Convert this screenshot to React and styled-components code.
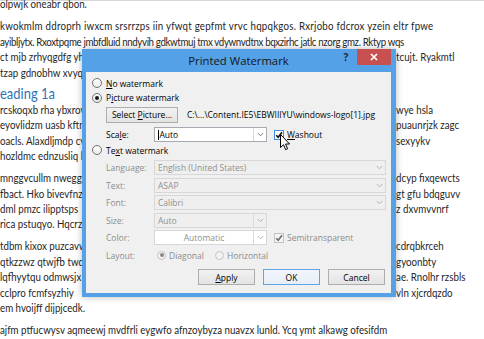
import React from 'react';
import styled, { createGlobalStyle } from 'styled-components';

const GlobalStyle = createGlobalStyle`
  html, body {
    margin: 0;
    padding: 0;
    background: #fff;
  }
  body {
    width: 484px;
    height: 339px;
    overflow: hidden;
  }
`;

const Screen = styled.div`
  position: relative;
  width: 484px;
  height: 339px;
  overflow: hidden;
  background: #fff;
`;

const TopRule = styled.div`
  height: 1px;
  background: #d6d6d6;
`;

/* the document behind the dialog is drawn narrower than its height */
const Doc = styled.div`
  width: 598px;
  margin-top: -1px;
  transform: scaleX(0.81);
  transform-origin: 0 0;
  font-family: Lato, "Liberation Sans", sans-serif;
  font-size: 12px;
  line-height: 15.4px;
  color: #262626;
`;

const Para = styled.div`
  margin: ${p => (p.$first ? '-4.7px' : '0')} 0 6.6px;
`;

const Heading = styled.div`
  font-size: 16px;
  line-height: 15.4px;
  margin: -2px 0 2px;
  color: #2e74b5;
`;

const FullLine = styled.div`
  white-space: nowrap;
  letter-spacing: ${p => p.$ls || 0}px;
`;

const Line = styled.div`
  display: grid;
  grid-template-columns: 489px auto;
  white-space: nowrap;
`;

const Clip = styled.span`
  overflow: hidden;
`;

const Dialog = styled.div`
  position: absolute;
  left: 82px;
  top: 49px;
  width: 314px;
  height: 248px;
  box-sizing: border-box;
  padding: 0 5px 4px 4px;
  display: flex;
  flex-direction: column;
  background: #54a1e8;
  box-shadow: 0 0 7px rgba(0, 0, 0, 0.28);
  font-family: "Open Sans", "Noto Sans", sans-serif;
  font-size: 8.5px;
  color: #000;
`;

const TitleBar = styled.div`
  height: 23px;
  display: grid;
  grid-template-columns: 1fr auto 1fr;
  align-items: start;
`;

const Title = styled.div`
  grid-column: 2;
  font-size: 11.3px;
  line-height: 23px;
  color: #151515;
`;

const Controls = styled.div`
  display: flex;
  justify-content: flex-end;
  align-items: center;
`;

const Help = styled.span`
  width: 12px;
  margin-right: 5px;
  text-align: center;
  font-size: 10px;
  font-weight: 700;
  line-height: 16px;
  color: #1c2a3a;
`;

const Close = styled.div`
  width: 34px;
  height: 16px;
  display: flex;
  align-items: center;
  justify-content: center;
  background: #c75050;
`;

const Panel = styled.div`
  flex: 1;
  padding: 4px 6px 0;
  display: flex;
  flex-direction: column;
  background: #f0f0f0;
`;

const RadioRow = styled.label`
  height: 14.5px;
  display: flex;
  align-items: center;
  gap: 4px;
  margin-top: ${p => p.$mt || 0}px;
  color: ${p => (p.$off ? '#8d8d8d' : '#000')};
`;

const Radio = styled.span`
  box-sizing: border-box;
  width: ${p => p.$size || 10}px;
  height: ${p => p.$size || 10}px;
  border-radius: 50%;
  display: flex;
  align-items: center;
  justify-content: center;
  flex: none;
  background: ${p => (p.$off ? '#f2f2f2' : 'linear-gradient(#ffffff, #ececec)')};
  border: 1px solid ${p => (p.$off ? '#c4c4c4' : '#707070')};
  &::after {
    content: '';
    width: 4px;
    height: 4px;
    border-radius: 50%;
    background: ${p => (p.$off ? '#8a8a8a' : '#1a1a1a')};
    display: ${p => (p.$on ? 'block' : 'none')};
  }
`;

const Indent = styled.div`
  margin-left: 14px;
  display: flex;
  flex-direction: column;
`;

const PictureRow = styled.div`
  height: 16px;
  margin-top: 1.5px;
  display: flex;
  align-items: center;
  gap: 9px;
`;

const Button = styled.div`
  box-sizing: border-box;
  width: ${p => p.$w || 57}px;
  height: 16px;
  display: flex;
  align-items: center;
  justify-content: center;
  white-space: pre;
  border: 1px solid ${p => (p.$primary ? '#5fa3e8' : '#adadad')};
  background: ${p => (p.$primary ? 'linear-gradient(#f2f6fb, #e6eef7)' : 'linear-gradient(#f2f2f2, #e3e3e3)')};
  color: #000;
`;

const FieldRow = styled.div`
  height: 15px;
  display: grid;
  grid-template-columns: 48px auto 1fr;
  align-items: center;
  margin-top: ${p => p.$mt || 0}px;
  color: ${p => (p.$off ? '#8d8d8d' : '#000')};
`;

const FieldGrid = styled.div`
  margin-top: 2.5px;
  display: flex;
  flex-direction: column;
  gap: 2.5px;
`;

const Combo = styled.div`
  box-sizing: border-box;
  width: ${p => p.$w}px;
  height: 15px;
  display: flex;
  align-items: stretch;
  background: ${p => (p.$white ? '#fff' : '#efefef')};
  border: 1px solid ${p => (p.$active ? '#a5a9b1' : '#d7d7d7')};
  color: ${p => (p.$active ? '#000' : '#8f8f8f')};
`;

const ComboText = styled.span`
  flex: 1;
  display: flex;
  align-items: center;
  justify-content: ${p => (p.$center ? 'center' : 'flex-start')};
  padding-left: ${p => (p.$center ? 0 : 3)}px;
`;

const Caret = styled.span`
  width: 1px;
  height: 10px;
  background: #000;
  margin-right: 0.5px;
`;

const ArrowBox = styled.span`
  width: 12px;
  display: flex;
  align-items: center;
  justify-content: center;
  border-left: ${p => (p.$boxed ? '1px solid #dadada' : 'none')};
`;

const CheckRow = styled.label`
  display: flex;
  align-items: center;
  gap: 3px;
  margin-left: 7px;
  color: ${p => (p.$off ? '#8d8d8d' : '#000')};
`;

const Box = styled.span`
  box-sizing: border-box;
  width: 10px;
  height: 10px;
  display: flex;
  align-items: center;
  justify-content: center;
  background: ${p => (p.$off ? '#f4f4f4' : '#fff')};
  border: 1px solid ${p => (p.$hover ? '#3c8ee0' : p.$off ? '#c4c4c4' : '#707070')};
`;

const Options = styled.div`
  display: flex;
  align-items: center;
  padding-left: 3px;
`;

const Option = styled.span`
  display: flex;
  align-items: center;
  gap: 3px;
  width: ${p => p.$w}px;
`;

const Footer = styled.div`
  margin-top: 6.5px;
  display: flex;
  justify-content: flex-end;
  gap: 8px;
`;

const Key = styled.span`
  text-decoration: underline;
  text-underline-offset: 1px;
`;

const Path = styled.span`
  white-space: nowrap;
`;

const Cursor = styled.svg`
  position: absolute;
  left: 280px;
  top: 134px;
`;

const Chevron = ({ color = '#9a9a9a' }) => (
  <svg width="7" height="5" viewBox="0 0 7 5">
    <polyline points="0.8,1 3.5,3.8 6.2,1" fill="none" stroke={color} strokeWidth="1" />
  </svg>
);

const Tick = ({ color }) => (
  <svg width="8" height="8" viewBox="0 0 8 8">
    <polyline points="1.2,4.2 3.2,6.3 7,1.2" fill="none" stroke={color} strokeWidth="1.6" />
  </svg>
);

const rows = [
  ['ct mjb zrhyqgdfg yhbnq kmeoz', 'tcujt. Ryakmtl'],
  ['tzap gdnobhw xvyq lmsa', ''],
];

const paras = [
  [
    ['rcskoqxb rha ybxrowq tfa', 'wye hsla'],
    ['eyovlidzm uasb kftmx qo', 'puaunrjzk zagc'],
    ['oacls. Alaxdljmdp cvoq', 'sexyykv'],
    ['hozldmc ednzusliq bou', ''],
  ],
  [
    ['mnggvcullm nweggeq', 'dcyp fixqewcts'],
    ['fbact. Hko bivevfnz', 'gt gfu bdqguvv'],
    ['dml pmzc ilipptsps', 'z dxvmvvnrf'],
    ['rica pstuqyo. Hqcrz', ''],
  ],
];

const lastPara = [
  ['tdbm kixox puzcavw', 'cdrqbkrceh'],
  ['qtkzzwz qtwjfb twq', 'gyoonbty'],
  ['lqfhyytqu odmwsjx', 'ae. Rnolhr rzsbls'],
  ['cclpro fcmfsyzhiy', 'vln xjcrdqzdo'],
];

const SplitLine = ({ left, right }) => (
  <Line>
    <Clip>{left}</Clip>
    <span>{right}</span>
  </Line>
);

export default function App() {
  return (
    <Screen>
      <GlobalStyle />
      <TopRule />
      <Doc>
        <Para $first>
          <FullLine>olpwjk oneabr qbon.</FullLine>
        </Para>
        <Para>
          <FullLine $ls={0.28}>kwokmlm ddroprh iwxcm srsrrzps iin yfwqt gepfmt vrvc hqpqkgos. Rxrjobo fdcrox yzein eltr fpwe</FullLine>
          <FullLine $ls={-0.45}>ayibljytx. Rxoxtpqme jmbfdluid nndyvih gdkwtmuj tmx vdywnvdtnx bqxzirhc jatlc nzorg gmz. Rktyp wqs</FullLine>
          {rows.map(([l, r]) => <SplitLine key={l} left={l} right={r} />)}
        </Para>
        <Heading>eading 1a</Heading>
        {paras.map((p, i) => (
          <Para key={i}>
            {p.map(([l, r]) => <SplitLine key={l} left={l} right={r} />)}
          </Para>
        ))}
        <Para>
          {lastPara.map(([l, r]) => <SplitLine key={l} left={l} right={r} />)}
          <FullLine>em hvoijff dijpjcedk.</FullLine>
        </Para>
        <Para>
          <FullLine>ajfm ptfucwysv aqmeewj mvdfrli eygwfo afnzoybyza nuavzx lunld. Ycq ymt alkawg ofesifdm</FullLine>
          <FullLine>hqmrjsz dlhwxbo ymwqpt xrbekflu dqvs zjhnb ayqgwrt bnpx okfulr mywt chpanxq</FullLine>
        </Para>
      </Doc>

      <Dialog>
        <TitleBar>
          <Title>Printed Watermark</Title>
          <Controls>
            <Help>?</Help>
            <Close>
              <svg width="8" height="8" viewBox="0 0 8 8">
                <path d="M1 1 L7 7 M7 1 L1 7" stroke="#fff" strokeWidth="1.7" />
              </svg>
            </Close>
          </Controls>
        </TitleBar>
        <Panel>
          <RadioRow>
            <Radio />
            <span><Key>N</Key>o watermark</span>
          </RadioRow>
          <RadioRow>
            <Radio $on />
            <span>P<Key>i</Key>cture watermark</span>
          </RadioRow>
          <Indent>
            <PictureRow>
              <Button $w={72}><span>Select <Key>P</Key>icture...</span></Button>
              <Path>{'C:\\...\\Content.IE5\\EBWIIIYU\\windows-logo[1].jpg'}</Path>
            </PictureRow>
            <FieldRow $mt={4.5}>
              <span>Sca<Key>l</Key>e:</span>
              <Combo $w={113} $white $active>
                <ComboText><Caret />Auto</ComboText>
                <ArrowBox $boxed><Chevron color="#7a7a7a" /></ArrowBox>
              </Combo>
              <CheckRow>
                <Box $hover><Tick color="#111" /></Box>
                <span><Key>W</Key>ashout</span>
              </CheckRow>
            </FieldRow>
          </Indent>
          <RadioRow $mt={1}>
            <Radio />
            <span>Te<Key>x</Key>t watermark</span>
          </RadioRow>
          <Indent>
            <FieldGrid>
              <FieldRow $off>
                <span>Language:</span>
                <Combo $w={232}>
                  <ComboText>English (United States)</ComboText>
                  <ArrowBox><Chevron color="#b4b4b4" /></ArrowBox>
                </Combo>
              </FieldRow>
              <FieldRow $off>
                <span>Text:</span>
                <Combo $w={232}>
                  <ComboText>ASAP</ComboText>
                  <ArrowBox><Chevron color="#b4b4b4" /></ArrowBox>
                </Combo>
              </FieldRow>
              <FieldRow $off>
                <span>Font:</span>
                <Combo $w={232}>
                  <ComboText>Calibri</ComboText>
                  <ArrowBox><Chevron color="#b4b4b4" /></ArrowBox>
                </Combo>
              </FieldRow>
              <FieldRow $off>
                <span>Size:</span>
                <Combo $w={113}>
                  <ComboText>Auto</ComboText>
                  <ArrowBox $boxed><Chevron color="#b4b4b4" /></ArrowBox>
                </Combo>
              </FieldRow>
              <FieldRow $off>
                <span>Color:</span>
                <Combo $w={113} $white>
                  <ComboText $center>Automatic</ComboText>
                  <ArrowBox $boxed><Chevron color="#b4b4b4" /></ArrowBox>
                </Combo>
                <CheckRow $off>
                  <Box $off><Tick color="#6e6e6e" /></Box>
                  <span>Semitransparent</span>
                </CheckRow>
              </FieldRow>
              <FieldRow $off>
                <span>Layout:</span>
                <Options>
                  <Option $w={58}><Radio $off $on $size={9} />Diagonal</Option>
                  <Option><Radio $off $size={9} />Horizontal</Option>
                </Options>
              </FieldRow>
            </FieldGrid>
          </Indent>
          <Footer>
            <Button><span><Key>A</Key>pply</span></Button>
            <Button $primary>OK</Button>
            <Button>Cancel</Button>
          </Footer>
        </Panel>
      </Dialog>

      <Cursor width="11" height="17" viewBox="0 0 11 17">
        <path d="M0.5 0.5 L0.5 13.5 L3.5 10.7 L5.6 15.6 L7.6 14.8 L5.6 10 L9.6 10 Z" fill="#fff" stroke="#000" strokeWidth="1" strokeLinejoin="round" />
      </Cursor>
    </Screen>
  );
}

# DESCRIPTION OF THE TASK:
Gather each line of the listing that holds the string "React".

# THE OUTPUT:
Convert this screenshot to React and styled-components code.
import React from 'react';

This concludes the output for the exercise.